The number of H-2B workers has quintupled since 1997. Last year, the State Department admitted 79,000. Demand has been so great since this fiscal year began in October that the immigration service stopped accepting petitions on March 9. Officially, the annual cap on applications is 66,000. It's not clear how admissions overshot it last year, but employers worrying about a short-staffed summer are asking Congress for an emergency increase in the cap now.
The H-2B operation looks to some like a working model for Mr. Bush's vision of legalizing the flow of illegal immigrants, which immigration experts place at roughly 350,000 people each year. The president would speed the processing and allow longer stays, while still restricting visas only to jobs Americans refuse.
That doesn't appear to be enough to push a full immigration reform through Congress this election year.

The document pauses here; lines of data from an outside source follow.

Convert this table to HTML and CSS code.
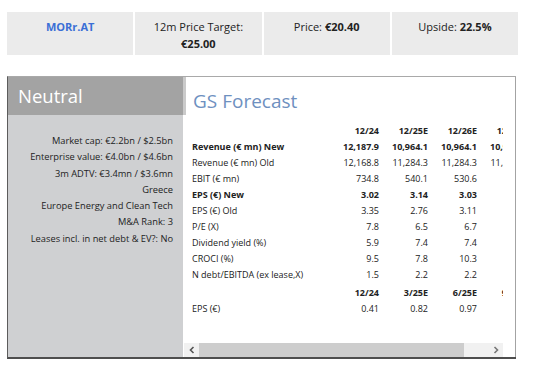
FILE: index.html
```html
<!DOCTYPE html>
<html>
<head>
<meta charset="utf-8">
<link rel="stylesheet" href="styles.css">
</head>
<body>
<div class="page">
  <div class="topbar">
    <div class="cell"><span class="ticker">MORr.AT</span></div>
    <div class="cell">12m Price Target:<br><b>€25.00</b></div>
    <div class="cell">Price: <b>€20.40</b></div>
    <div class="cell">Upside: <b>22.5%</b></div>
  </div>

  <div class="card">
    <div class="rating">
      <div class="rating-head">Neutral</div>
      <div class="rating-body">
        <div>Market cap: €2.2bn / $2.5bn</div>
        <div>Enterprise value: €4.0bn / $4.6bn</div>
        <div>3m ADTV: €3.4mn / $3.6mn</div>
        <div>Greece</div>
        <div>Europe Energy and Clean Tech</div>
        <div>M&amp;A Rank: 3</div>
        <div>Leases incl. in net debt &amp; EV?: No</div>
      </div>
    </div>
    <div class="forecast">
      <div class="fc-head">GS Forecast</div>
      <div class="fc-scroll">
        <table class="fc-table">
          <colgroup><col class="c-label"><col class="c-num"><col class="c-num"><col class="c-num"><col class="c-num"></colgroup>
          <tr class="bold"><td></td><td>12/24</td><td>12/25E</td><td>12/26E</td><td>12/27E</td></tr>
          <tr class="bold"><td>Revenue (€ mn) New</td><td>12,187.9</td><td>10,964.1</td><td>10,964.1</td><td>10,964.1</td></tr>
          <tr><td>Revenue (€ mn) Old</td><td>12,168.8</td><td>11,284.3</td><td>11,284.3</td><td>11,284.3</td></tr>
          <tr><td>EBIT (€ mn)</td><td>734.8</td><td>540.1</td><td>530.6</td><td>530.6</td></tr>
          <tr class="bold"><td>EPS (€) New</td><td>3.02</td><td>3.14</td><td>3.03</td><td>3.03</td></tr>
          <tr><td>EPS (€) Old</td><td>3.35</td><td>2.76</td><td>3.11</td><td>3.11</td></tr>
          <tr><td>P/E (X)</td><td>7.8</td><td>6.5</td><td>6.7</td><td>6.7</td></tr>
          <tr><td>Dividend yield (%)</td><td>5.9</td><td>7.4</td><td>7.4</td><td>7.4</td></tr>
          <tr><td>CROCI (%)</td><td>9.5</td><td>7.8</td><td>10.3</td><td>10.3</td></tr>
          <tr><td>N debt/EBITDA (ex lease,X)</td><td>1.5</td><td>2.2</td><td>2.2</td><td>2.2</td></tr>
          <tr class="bold sub"><td></td><td>12/24</td><td>3/25E</td><td>6/25E</td><td>9/25E</td></tr>
          <tr><td>EPS (€)</td><td>0.41</td><td>0.82</td><td>0.97</td><td>0.97</td></tr>
        </table>
      </div>
      <div class="hscroll">
        <div class="sb-btn"><svg width="8" height="8" viewBox="0 0 8 8"><path d="M5.5 1 L2.5 4 L5.5 7" fill="none" stroke="#555" stroke-width="1.6"/></svg></div>
        <div class="sb-thumb"></div>
        <div class="sb-track"></div>
        <div class="sb-btn"><svg width="8" height="8" viewBox="0 0 8 8"><path d="M2.5 1 L5.5 4 L2.5 7" fill="none" stroke="#777" stroke-width="1.6"/></svg></div>
      </div>
    </div>
  </div>
</div>
</body>
</html>
```

FILE: styles.css
```css
* { box-sizing: border-box; }
html, body { margin: 0; padding: 0; background: #fff; }
body {
  font-family: "Open Sans", "Liberation Sans", sans-serif;
  color: #222;
}
.page {
  padding: 12px 0 0 7px;
  width: 520px;
}
.topbar {
  display: grid;
  grid-template-columns: repeat(4, 1fr);
  gap: 2px;
  width: 511px;
  font-size: 11px;
  line-height: 17px;
}
.topbar .cell {
  background: #ebebeb;
  text-align: center;
  padding: 6px 4px 3px;
  min-height: 43px;
  color: #222;
}
.topbar b { font-weight: 700; }
.ticker { color: #3a6fd6; font-weight: 700; }

.card {
  margin-top: 21px;
  width: 509px;
  height: 283px;
  display: flex;
  border-top: 1px solid #a9a9a9;
  border-left: 1px solid #5c5c5c;
  border-bottom: 2px solid #4e4e4e;
}
.rating {
  width: 175px;
  background: #cfd0d2;
  display: flex;
  flex-direction: column;
}
.rating-head {
  height: 38px;
  background: #a3a3a3;
  color: #fff;
  font-size: 18.5px;
  line-height: 38px;
  padding-left: 10px;
}
.rating-body {
  padding: 18px 10px 0 0;
  text-align: right;
  font-size: 9.3px;
  line-height: 16.3px;
  color: #222;
}
.forecast {
  flex: 1;
  display: flex;
  flex-direction: column;
  border-right: 1px solid #a3a3a3;
  padding-right: 12px;
  min-width: 0;
}
.fc-head {
  height: 38px;
  border-left: 3px solid #cacaca;
  padding: 12px 0 0 7px;
  font-size: 19px;
  line-height: 24px;
  color: #6e90bf;
}
.fc-scroll {
  flex: 1;
  overflow: hidden;
  padding: 8px 0 0 9px;
}
.fc-table {
  border-collapse: collapse;
  table-layout: fixed;
  width: 334px;
  font-size: 9px;
  color: #222;
}
.fc-table .c-label { width: 138px; }
.fc-table .c-num { width: 49px; }
.fc-table td {
  padding: 0;
  height: 16px;
  line-height: 16px;
  white-space: nowrap;
  text-align: right;
  overflow: visible;
}
.fc-table td:first-child { text-align: left; }
.fc-table tr.bold td { font-weight: 700; }
.fc-table tr.sub td { height: 18px; padding-top: 2px; }
.hscroll {
  height: 14px;
  margin-left: 1px;
  display: flex;
  background: #f1f1f1;
}
.sb-btn {
  width: 15px;
  display: flex;
  align-items: center;
  justify-content: center;
}
.sb-thumb {
  width: 265px;
  background: #cdcdcd;
}
.sb-track { flex: 1; }
```
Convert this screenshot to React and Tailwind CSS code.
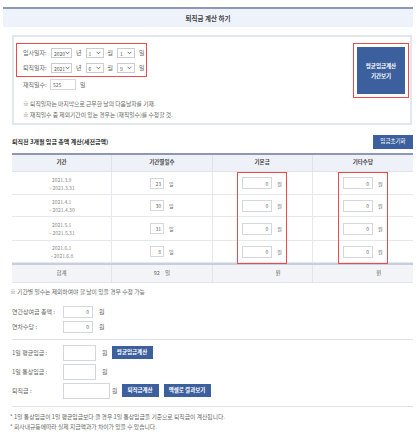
const Chevron = () => (
  <svg width="5" height="4" viewBox="0 0 10 7" className="shrink-0">
    <path d="M1 1 L5 5 L9 1" fill="none" stroke="#555" strokeWidth="1.6" />
  </svg>
);

function Select({ value, w }) {
  return (
    <div className={`${w} h-[10px] border border-[#c9ccd4] bg-white flex items-center justify-between pl-[2px] pr-[2px] text-[5px] text-[#555]`}>
      <span>{value}</span>
      <Chevron />
    </div>
  );
}

function Box({ value = "", w, h = "h-[12px]" }) {
  return (
    <div className={`${w} ${h} border border-[#d4d7de] bg-white flex items-center justify-end pr-[3px] text-[5px] text-[#666]`}>
      {value}
    </div>
  );
}

function BlueBtn({ children, w }) {
  return (
    <div className={`${w} h-[13px] bg-[#3c5f9e] text-white text-[5.5px] font-bold flex items-center justify-center`}>
      {children}
    </div>
  );
}

const rows = [
  { from: "2021.3.9", to: "~ 2021.3.31", days: "23", h: "h-[23px]" },
  { from: "2021.4.1", to: "~ 2021.4.30", days: "30", h: "h-[22px]" },
  { from: "2021.5.1", to: "~ 2021.5.31", days: "31", h: "h-[24px]" },
  { from: "2021.6.1", to: "~ 2021.6.8", days: "8", h: "h-[22px]" },
];

export default function App() {
  return (
    <div className="w-[420px] h-[443px] bg-white overflow-hidden text-[6px] leading-none text-[#666] font-['Noto_Sans_CJK_KR',sans-serif]">
      {/* title bar */}
      <div className="ml-[3px] w-[410px] mt-[7px] h-[20px] border-t-2 border-[#8e98b6] bg-[#eef2fa] flex items-center justify-center text-[6.5px] font-bold text-[#444]">
        퇴직금 계산 하기
      </div>

      {/* date box */}
      <div className="ml-[12px] w-[400px] mt-[8px] h-[90px] border-2 border-[#e3e7f2] flex justify-between">
        <div className="pl-[2px] pt-[6px]">
          <div className="w-[131px] h-[34px] border border-[#ee4a4a] pl-[6px] pt-[4px] flex flex-col gap-[5px]">
            <div className="flex items-center">
              <span className="w-[28px]">입사일자:</span>
              <Select value="2020" w="w-[21px]" />
              <span className="mx-[4px]">년</span>
              <Select value="1" w="w-[18px]" />
              <span className="mx-[4px]">월</span>
              <Select value="1" w="w-[18px]" />
              <span className="ml-[4px]">일</span>
            </div>
            <div className="flex items-center">
              <span className="w-[28px]">퇴직일자:</span>
              <Select value="2021" w="w-[21px]" />
              <span className="mx-[4px]">년</span>
              <Select value="6" w="w-[18px]" />
              <span className="mx-[4px]">월</span>
              <Select value="9" w="w-[18px]" />
              <span className="ml-[4px]">일</span>
            </div>
          </div>
          <div className="flex items-center mt-[2px] ml-[7px]">
            <span className="w-[27px]">재직일수:</span>
            <div className="w-[26px] h-[11px] border border-[#d4d7de] flex items-center pl-[2px] text-[5px]">525</div>
            <span className="ml-[4px]">일</span>
          </div>
          <div className="ml-[7px] mt-[11px] flex flex-col gap-[5px] text-[5.8px]">
            <p>※ 퇴직일자는 마지막으로 근무한 날의 다음날자를 기재.</p>
            <p>※ 재직일수 중 제외기간이 있는 경우는 (재직일수)를 수정할 것.</p>
          </div>
        </div>
        <div className="pt-[6px] pr-[1px]">
          <div className="w-[56px] h-[55px] border border-[#ee4a4a] p-[3px]">
            <div className="w-full h-full bg-[#3c5f9e] text-white font-bold text-[5.5px] leading-[10px] flex flex-col items-center justify-center">
              <span>평균임금계산</span>
              <span>기간보기</span>
            </div>
          </div>
        </div>
      </div>

      {/* section title */}
      <div className="ml-[12px] w-[401px] mt-[10px] flex items-center justify-between">
        <span className="text-[6px] font-bold text-[#333]">퇴직전 3개월 임금 총액 계산(세전금액)</span>
        <div className="w-[40px] h-[14px] bg-[#3c5f9e] text-white text-[5.5px] flex items-center justify-center">임금초기화</div>
      </div>

      {/* table */}
      <div className="relative ml-[12px] w-[401px] mt-[4px] border-t-2 border-[#8e98b6]">
        <div className="grid grid-cols-4 h-[17px] bg-[#eef1f8] border-b border-[#e0e3ea] font-bold text-[#444] text-[5.5px]">
          <div className="flex items-center justify-center border-r border-[#dde1ea]">기간</div>
          <div className="flex items-center justify-center border-r border-[#dde1ea]">기간별일수</div>
          <div className="flex items-center justify-center border-r border-[#dde1ea]">기본금</div>
          <div className="flex items-center justify-center">기타수당</div>
        </div>
        {rows.map((r) => (
          <div key={r.from} className={`grid grid-cols-4 ${r.h} border-b border-[#e6e8ee] text-[5px]`}>
            <div className="flex flex-col items-center justify-center gap-[3px] border-r border-[#e6e8ee] text-[#888]">
              <span>{r.from}</span>
              <span>{r.to}</span>
            </div>
            <div className="flex items-center justify-center gap-[5px] border-r border-[#e6e8ee]">
              <div className="w-[14px] h-[11px] border border-[#d4d7de] flex items-center justify-end pr-[2px] text-[#666]">{r.days}</div>
              <span>일</span>
            </div>
            <div className="flex items-center justify-center gap-[5px] border-r border-[#e6e8ee]">
              <Box value="0" w="w-[30px]" />
              <span>원</span>
            </div>
            <div className="flex items-center justify-center gap-[5px]">
              <Box value="0" w="w-[30px]" />
              <span>원</span>
            </div>
          </div>
        ))}
        <div className="grid grid-cols-4 h-[20px] bg-[#f3f4f7] border-t-2 border-[#c8cee0] border-b border-b-[#e3e5ea] text-[5.5px]">
          <div className="flex items-center justify-center border-r border-[#e3e5ea]">합계</div>
          <div className="flex items-center justify-center gap-[5px] border-r border-[#e3e5ea]">
            <span>92</span>
            <span>일</span>
          </div>
          <div className="flex items-center justify-center pl-[32px] border-r border-[#e3e5ea]">원</div>
          <div className="flex items-center justify-center pl-[32px]">원</div>
        </div>
        <div className="absolute left-[225px] top-[17px] w-[50px] h-[92px] border border-[#ee4a4a]" />
        <div className="absolute left-[326px] top-[17px] w-[50px] h-[92px] border border-[#ee4a4a]" />
      </div>

      {/* note */}
      <p className="ml-[10px] mt-[6px] text-[5.8px]">※ 기간별 일수는 제외하여야 할 날이 있을 경우 수정 가능</p>

      {/* bonus rows */}
      <div className="ml-[12px] mt-[11px] flex flex-col gap-[3px]">
        <div className="flex items-center">
          <span className="w-[51px]">연간상여금 총액 :</span>
          <Box value="0" w="w-[30px]" />
          <span className="ml-[6px]">원</span>
        </div>
        <div className="flex items-center">
          <span className="w-[51px]">연차수당 :</span>
          <Box value="0" w="w-[30px]" />
          <span className="ml-[6px]">원</span>
        </div>
      </div>

      <div className="ml-[12px] w-[401px] mt-[6px] border-t border-[#e2e2e2]" />

      {/* result rows */}
      <div className="ml-[12px] mt-[5px] flex flex-col gap-[3px]">
        <div className="flex items-center">
          <span className="w-[51px]">1일 평균임금 :</span>
          <Box w="w-[33px]" h="h-[16px]" />
          <span className="ml-[6px]">원</span>
          <div className="ml-[4px]"><BlueBtn w="w-[41px]">평균임금계산</BlueBtn></div>
        </div>
        <div className="flex items-center">
          <span className="w-[51px]">1일 통상임금 :</span>
          <Box w="w-[33px]" h="h-[16px]" />
          <span className="ml-[6px]">원</span>
        </div>
        <div className="flex items-center">
          <span className="w-[51px]">퇴직금 :</span>
          <Box w="w-[47px]" h="h-[16px]" />
          <span className="ml-[2px]">원</span>
          <div className="ml-[4px]"><BlueBtn w="w-[37px]">퇴직금계산</BlueBtn></div>
          <div className="ml-[5px]"><BlueBtn w="w-[47px]">엑셀로 결과보기</BlueBtn></div>
        </div>
      </div>

      <div className="ml-[12px] w-[401px] mt-[7px] border-t border-[#e2e2e2]" />

      <div className="ml-[10px] mt-[7px] flex flex-col gap-[4.5px] text-[5.8px]">
        <p>* 1일 통상임금이 1일 평균임금보다 클 경우 1일 통상임금을 기준으로 퇴직금이 계산됩니다.</p>
        <p>* 회사내규등에따라 실제 지급액과가 차이가 있을 수 있습니다.</p>
      </div>
    </div>
  );
}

The problem is that 9.3 million foreigners, by the Urban Institute's most recent estimate, already live in the country illegally. Mr. Bush proposes giving temporary visas to those with jobs. Immigrant-rights activists want them to get a shot at citizenship, too. Social conservatives, largely responsible for the hold-up in Congress, call that an amnesty for outlaws.
Other issues also remain -- about shielding foreigners from abuse while here, and about making sure they go home when they're supposed to. But a reformed system for dealing with future low-wage workers might yet take the basic shape of the H-2B. For many of those who use it, the visa has lived up to the task set out when Congress created it in 1986: connecting foreigners who need work with Americans who have work to offer.
Greg Maphet, 45 now, wasn't pondering immigration law in 1997 when he first heard of the H-2B. He owns The Grass Patch, an Austin lawn service. Back then, he needed 50 or 60 men to lay sod. He would hire Mexicans, sometimes on street corners. Like thousands of employers, he glanced at their photo IDs and Social Security cards without verifying whether they were real.
"It wasn't up to us to prove they were legal or not," Mr. Maphet said in his wood-frame office with sod stacked outside. "Then all of a sudden we get raided."